Would you pull out every line of the material that contains the string "styles"?

# START OF Collected material

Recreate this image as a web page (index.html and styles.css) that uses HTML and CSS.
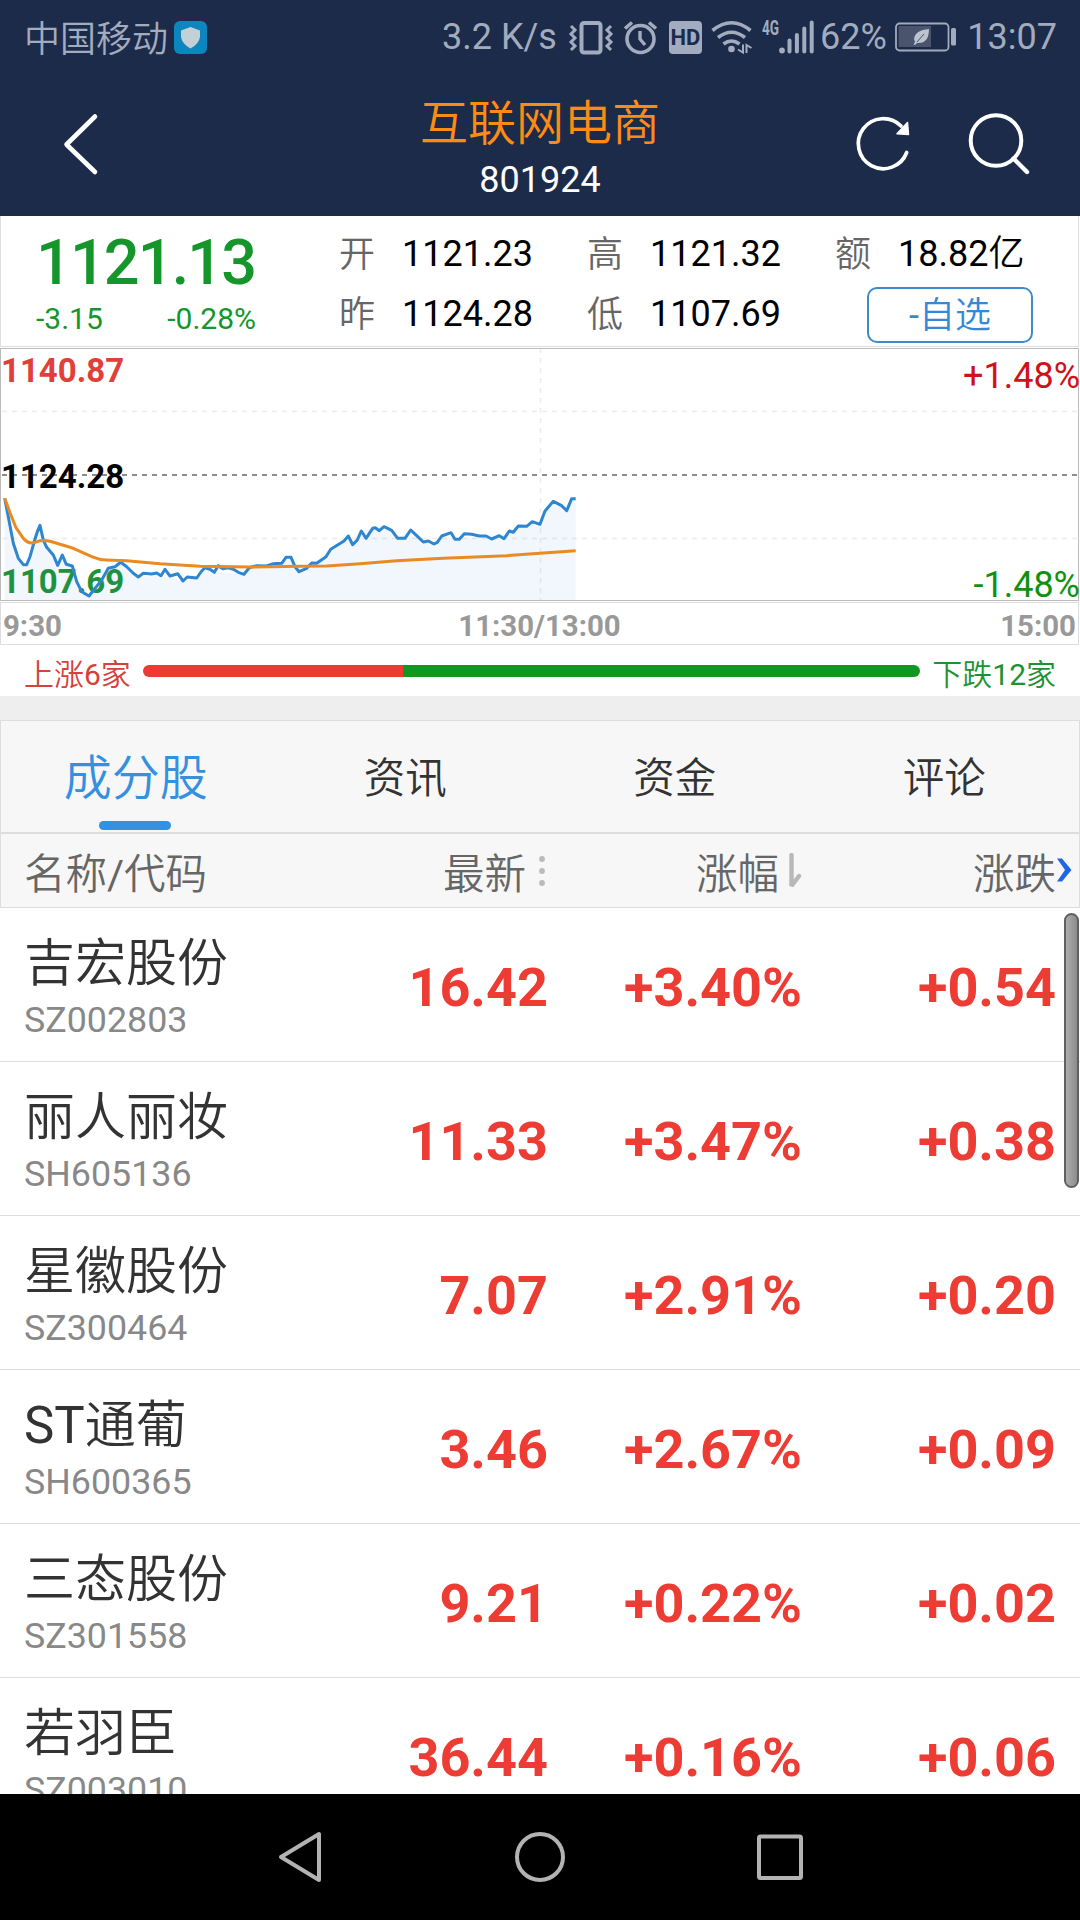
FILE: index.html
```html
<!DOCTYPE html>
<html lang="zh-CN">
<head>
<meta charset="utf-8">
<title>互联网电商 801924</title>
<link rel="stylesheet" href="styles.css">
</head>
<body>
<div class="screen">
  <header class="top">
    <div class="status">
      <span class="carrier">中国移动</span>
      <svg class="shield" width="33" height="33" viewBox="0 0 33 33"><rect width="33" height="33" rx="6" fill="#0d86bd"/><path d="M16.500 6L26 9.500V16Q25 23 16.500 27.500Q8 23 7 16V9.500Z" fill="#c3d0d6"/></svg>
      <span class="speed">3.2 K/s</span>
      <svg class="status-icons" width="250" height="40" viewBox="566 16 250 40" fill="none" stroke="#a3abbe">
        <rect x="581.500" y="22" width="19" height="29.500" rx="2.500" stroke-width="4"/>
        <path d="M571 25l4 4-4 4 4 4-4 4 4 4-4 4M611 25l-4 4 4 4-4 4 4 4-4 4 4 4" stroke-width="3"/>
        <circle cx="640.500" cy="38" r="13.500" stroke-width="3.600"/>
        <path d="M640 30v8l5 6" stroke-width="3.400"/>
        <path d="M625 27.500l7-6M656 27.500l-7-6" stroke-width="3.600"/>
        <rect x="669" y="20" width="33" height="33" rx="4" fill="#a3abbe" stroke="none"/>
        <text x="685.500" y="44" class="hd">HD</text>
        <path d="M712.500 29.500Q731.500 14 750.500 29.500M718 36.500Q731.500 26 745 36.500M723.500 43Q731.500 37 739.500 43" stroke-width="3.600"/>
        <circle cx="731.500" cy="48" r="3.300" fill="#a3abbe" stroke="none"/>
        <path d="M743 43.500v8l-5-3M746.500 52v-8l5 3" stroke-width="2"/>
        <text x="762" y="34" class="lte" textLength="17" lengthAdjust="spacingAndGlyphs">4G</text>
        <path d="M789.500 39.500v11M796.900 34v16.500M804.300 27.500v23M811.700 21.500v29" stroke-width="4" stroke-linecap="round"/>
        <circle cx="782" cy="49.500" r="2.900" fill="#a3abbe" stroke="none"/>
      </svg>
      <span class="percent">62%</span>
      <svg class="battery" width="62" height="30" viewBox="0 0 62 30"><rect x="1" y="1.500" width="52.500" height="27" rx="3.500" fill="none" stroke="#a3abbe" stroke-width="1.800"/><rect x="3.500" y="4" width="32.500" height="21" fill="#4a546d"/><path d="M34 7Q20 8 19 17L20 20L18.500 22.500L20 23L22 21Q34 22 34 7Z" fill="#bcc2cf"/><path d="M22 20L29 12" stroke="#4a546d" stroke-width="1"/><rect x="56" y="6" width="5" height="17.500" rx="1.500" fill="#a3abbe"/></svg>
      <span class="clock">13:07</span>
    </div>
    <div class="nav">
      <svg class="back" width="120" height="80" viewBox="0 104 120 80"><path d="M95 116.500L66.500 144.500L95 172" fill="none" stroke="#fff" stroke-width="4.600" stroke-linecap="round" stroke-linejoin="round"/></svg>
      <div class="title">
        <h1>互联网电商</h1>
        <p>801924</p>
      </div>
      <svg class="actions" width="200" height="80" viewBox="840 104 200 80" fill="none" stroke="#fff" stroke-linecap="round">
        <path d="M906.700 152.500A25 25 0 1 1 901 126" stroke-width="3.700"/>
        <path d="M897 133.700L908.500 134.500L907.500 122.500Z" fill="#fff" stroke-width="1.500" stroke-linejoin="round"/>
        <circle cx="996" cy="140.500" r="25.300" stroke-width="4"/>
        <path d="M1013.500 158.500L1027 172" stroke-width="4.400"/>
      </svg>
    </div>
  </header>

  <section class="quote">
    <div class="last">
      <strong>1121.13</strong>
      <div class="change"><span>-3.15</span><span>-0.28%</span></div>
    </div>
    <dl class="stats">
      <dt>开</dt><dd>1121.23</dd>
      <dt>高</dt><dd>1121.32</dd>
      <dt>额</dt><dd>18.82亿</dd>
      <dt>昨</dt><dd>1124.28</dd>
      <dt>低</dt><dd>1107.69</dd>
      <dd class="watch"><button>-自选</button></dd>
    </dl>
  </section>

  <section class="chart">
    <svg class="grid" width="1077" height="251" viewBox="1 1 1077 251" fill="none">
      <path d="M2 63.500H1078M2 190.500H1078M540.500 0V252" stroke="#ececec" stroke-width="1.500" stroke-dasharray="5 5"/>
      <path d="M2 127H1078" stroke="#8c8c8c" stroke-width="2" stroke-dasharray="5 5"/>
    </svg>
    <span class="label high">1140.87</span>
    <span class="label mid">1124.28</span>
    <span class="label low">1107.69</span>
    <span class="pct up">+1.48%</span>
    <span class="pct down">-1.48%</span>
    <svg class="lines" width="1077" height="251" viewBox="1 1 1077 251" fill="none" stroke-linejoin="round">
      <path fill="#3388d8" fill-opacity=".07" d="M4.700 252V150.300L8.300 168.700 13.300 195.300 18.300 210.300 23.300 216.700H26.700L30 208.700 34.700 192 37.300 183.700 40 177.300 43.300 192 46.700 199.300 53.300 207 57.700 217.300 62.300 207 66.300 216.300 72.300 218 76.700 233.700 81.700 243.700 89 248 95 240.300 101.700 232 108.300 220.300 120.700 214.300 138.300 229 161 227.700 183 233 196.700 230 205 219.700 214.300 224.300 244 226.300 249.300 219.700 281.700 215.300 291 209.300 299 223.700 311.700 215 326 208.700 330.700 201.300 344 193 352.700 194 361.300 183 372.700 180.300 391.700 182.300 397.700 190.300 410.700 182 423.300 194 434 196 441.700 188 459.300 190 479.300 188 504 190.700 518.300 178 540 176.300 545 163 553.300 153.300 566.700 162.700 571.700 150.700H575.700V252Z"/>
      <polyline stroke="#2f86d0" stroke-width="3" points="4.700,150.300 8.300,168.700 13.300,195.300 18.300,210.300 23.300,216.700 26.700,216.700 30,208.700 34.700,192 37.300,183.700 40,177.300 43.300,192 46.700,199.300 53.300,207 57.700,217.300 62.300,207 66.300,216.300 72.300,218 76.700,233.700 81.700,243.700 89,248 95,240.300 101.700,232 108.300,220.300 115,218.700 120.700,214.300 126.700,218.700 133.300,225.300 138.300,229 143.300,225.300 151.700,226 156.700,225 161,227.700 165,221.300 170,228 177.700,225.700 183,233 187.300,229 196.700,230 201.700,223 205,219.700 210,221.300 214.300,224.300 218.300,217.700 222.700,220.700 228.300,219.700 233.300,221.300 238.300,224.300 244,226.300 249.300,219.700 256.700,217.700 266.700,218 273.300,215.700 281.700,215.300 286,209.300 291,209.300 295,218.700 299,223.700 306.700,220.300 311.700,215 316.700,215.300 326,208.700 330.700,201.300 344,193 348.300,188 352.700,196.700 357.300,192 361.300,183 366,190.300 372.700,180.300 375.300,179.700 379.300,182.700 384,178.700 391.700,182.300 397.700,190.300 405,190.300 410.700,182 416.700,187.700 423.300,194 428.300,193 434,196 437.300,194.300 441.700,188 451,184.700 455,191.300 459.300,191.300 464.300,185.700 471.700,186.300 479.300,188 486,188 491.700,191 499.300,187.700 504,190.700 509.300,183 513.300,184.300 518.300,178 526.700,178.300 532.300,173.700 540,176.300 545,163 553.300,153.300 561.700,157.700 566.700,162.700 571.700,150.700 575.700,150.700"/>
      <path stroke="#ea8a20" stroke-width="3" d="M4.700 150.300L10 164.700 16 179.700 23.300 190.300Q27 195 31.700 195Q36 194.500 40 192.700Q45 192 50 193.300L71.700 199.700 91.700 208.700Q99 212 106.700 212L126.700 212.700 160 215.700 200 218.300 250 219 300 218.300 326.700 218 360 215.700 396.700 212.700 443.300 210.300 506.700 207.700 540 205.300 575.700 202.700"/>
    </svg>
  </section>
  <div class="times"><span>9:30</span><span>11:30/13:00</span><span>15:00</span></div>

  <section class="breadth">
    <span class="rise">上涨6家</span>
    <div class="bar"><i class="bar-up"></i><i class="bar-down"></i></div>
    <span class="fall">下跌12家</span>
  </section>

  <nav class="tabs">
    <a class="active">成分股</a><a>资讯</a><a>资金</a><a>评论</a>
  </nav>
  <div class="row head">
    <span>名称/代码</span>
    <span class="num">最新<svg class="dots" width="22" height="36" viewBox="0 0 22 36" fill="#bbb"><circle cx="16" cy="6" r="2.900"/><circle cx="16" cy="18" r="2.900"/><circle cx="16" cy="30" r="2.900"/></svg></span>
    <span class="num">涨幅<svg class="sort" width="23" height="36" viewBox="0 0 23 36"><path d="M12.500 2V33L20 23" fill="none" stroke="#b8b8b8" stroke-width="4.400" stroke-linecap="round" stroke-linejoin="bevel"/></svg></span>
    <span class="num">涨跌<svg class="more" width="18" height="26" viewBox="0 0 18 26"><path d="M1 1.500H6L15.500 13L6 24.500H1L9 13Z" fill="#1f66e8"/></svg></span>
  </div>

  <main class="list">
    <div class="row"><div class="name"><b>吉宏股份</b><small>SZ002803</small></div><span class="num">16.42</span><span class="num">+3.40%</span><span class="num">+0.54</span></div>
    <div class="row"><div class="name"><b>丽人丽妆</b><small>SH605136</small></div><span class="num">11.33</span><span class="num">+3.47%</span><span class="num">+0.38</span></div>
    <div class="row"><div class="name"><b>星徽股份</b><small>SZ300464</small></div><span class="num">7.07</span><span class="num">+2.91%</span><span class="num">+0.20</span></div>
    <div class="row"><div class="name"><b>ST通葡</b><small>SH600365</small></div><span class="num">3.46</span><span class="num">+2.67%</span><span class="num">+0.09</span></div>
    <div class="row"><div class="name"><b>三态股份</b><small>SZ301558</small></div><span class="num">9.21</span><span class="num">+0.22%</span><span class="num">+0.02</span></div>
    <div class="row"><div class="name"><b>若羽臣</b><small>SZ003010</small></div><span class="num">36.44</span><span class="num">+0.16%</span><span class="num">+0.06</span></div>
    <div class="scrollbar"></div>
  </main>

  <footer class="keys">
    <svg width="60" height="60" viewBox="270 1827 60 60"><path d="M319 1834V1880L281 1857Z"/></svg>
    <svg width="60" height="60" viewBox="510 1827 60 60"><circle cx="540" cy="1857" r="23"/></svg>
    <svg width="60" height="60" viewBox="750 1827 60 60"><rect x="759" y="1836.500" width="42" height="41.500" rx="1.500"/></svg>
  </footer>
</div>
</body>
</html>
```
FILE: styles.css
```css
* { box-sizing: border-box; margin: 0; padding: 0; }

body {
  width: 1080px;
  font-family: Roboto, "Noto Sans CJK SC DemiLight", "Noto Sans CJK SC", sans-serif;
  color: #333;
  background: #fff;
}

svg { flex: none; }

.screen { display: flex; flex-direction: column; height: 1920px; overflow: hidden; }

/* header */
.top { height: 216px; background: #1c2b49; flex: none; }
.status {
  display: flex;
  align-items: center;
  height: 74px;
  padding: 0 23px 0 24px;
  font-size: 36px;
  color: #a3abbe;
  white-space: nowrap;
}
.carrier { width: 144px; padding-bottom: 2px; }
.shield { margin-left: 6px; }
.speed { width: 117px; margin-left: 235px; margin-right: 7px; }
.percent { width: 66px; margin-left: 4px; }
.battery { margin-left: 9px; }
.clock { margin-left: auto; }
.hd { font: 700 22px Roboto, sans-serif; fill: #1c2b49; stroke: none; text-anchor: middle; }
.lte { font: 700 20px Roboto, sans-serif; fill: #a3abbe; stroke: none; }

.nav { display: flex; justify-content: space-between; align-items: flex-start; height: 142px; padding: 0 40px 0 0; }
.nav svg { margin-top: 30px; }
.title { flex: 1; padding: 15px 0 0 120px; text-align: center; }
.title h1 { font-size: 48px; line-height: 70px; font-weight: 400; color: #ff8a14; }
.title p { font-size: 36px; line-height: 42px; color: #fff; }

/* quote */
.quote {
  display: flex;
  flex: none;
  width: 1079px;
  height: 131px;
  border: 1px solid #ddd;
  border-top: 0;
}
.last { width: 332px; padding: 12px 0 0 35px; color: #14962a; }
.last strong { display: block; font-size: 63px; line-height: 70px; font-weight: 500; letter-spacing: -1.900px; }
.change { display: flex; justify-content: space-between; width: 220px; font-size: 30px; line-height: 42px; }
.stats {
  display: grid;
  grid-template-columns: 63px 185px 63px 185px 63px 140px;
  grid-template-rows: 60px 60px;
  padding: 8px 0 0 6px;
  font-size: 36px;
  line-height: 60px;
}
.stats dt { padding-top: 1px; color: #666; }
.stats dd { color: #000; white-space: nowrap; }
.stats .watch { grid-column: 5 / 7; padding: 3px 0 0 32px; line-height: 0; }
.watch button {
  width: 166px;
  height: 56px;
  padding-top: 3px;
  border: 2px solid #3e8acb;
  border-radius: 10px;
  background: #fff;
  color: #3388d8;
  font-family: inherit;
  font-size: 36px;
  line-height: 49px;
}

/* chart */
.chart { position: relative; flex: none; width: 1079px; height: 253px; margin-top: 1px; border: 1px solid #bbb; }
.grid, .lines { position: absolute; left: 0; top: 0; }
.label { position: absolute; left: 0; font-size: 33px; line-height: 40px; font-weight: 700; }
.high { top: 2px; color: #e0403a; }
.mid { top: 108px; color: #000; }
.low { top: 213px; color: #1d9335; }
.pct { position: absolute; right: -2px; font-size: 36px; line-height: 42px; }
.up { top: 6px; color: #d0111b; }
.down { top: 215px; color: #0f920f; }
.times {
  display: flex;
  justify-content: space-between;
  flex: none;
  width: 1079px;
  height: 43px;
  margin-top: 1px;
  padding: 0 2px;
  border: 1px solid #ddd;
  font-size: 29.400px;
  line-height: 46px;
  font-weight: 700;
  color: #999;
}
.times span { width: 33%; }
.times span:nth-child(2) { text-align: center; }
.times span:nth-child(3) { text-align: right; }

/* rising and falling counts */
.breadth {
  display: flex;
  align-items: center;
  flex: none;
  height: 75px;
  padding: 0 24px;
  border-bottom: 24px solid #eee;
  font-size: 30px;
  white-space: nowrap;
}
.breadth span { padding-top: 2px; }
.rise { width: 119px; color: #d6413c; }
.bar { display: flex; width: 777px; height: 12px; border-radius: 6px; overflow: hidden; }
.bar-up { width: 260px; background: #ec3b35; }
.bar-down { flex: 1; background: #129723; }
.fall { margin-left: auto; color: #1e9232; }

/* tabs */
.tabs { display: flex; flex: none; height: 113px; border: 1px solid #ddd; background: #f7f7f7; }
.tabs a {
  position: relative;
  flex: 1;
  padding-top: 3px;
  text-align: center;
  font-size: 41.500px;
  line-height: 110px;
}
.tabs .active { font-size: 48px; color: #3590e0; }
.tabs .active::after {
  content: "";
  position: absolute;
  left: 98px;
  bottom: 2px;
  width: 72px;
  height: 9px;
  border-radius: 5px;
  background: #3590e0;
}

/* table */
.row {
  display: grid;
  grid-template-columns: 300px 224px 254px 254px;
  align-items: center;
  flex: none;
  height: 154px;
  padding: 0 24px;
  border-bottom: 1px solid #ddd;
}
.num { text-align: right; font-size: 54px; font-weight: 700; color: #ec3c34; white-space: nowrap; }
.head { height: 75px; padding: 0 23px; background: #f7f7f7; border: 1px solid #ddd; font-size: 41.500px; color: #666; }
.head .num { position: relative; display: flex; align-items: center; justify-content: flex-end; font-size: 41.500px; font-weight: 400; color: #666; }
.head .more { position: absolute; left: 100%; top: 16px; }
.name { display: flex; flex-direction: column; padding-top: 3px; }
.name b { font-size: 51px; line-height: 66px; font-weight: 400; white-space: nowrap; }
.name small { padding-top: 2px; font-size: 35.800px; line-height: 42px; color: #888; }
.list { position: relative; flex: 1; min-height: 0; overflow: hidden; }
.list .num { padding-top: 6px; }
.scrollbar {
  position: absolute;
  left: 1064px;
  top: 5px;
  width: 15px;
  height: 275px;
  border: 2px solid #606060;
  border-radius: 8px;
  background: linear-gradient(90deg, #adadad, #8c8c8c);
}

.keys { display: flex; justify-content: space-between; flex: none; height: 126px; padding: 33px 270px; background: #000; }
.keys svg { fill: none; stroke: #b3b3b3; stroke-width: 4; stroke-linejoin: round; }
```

# END OF Collected material

> [Expected answer]
Recreate this image as a web page (index.html and styles.css) that uses HTML and CSS.
<link rel="stylesheet" href="styles.css">
FILE: styles.css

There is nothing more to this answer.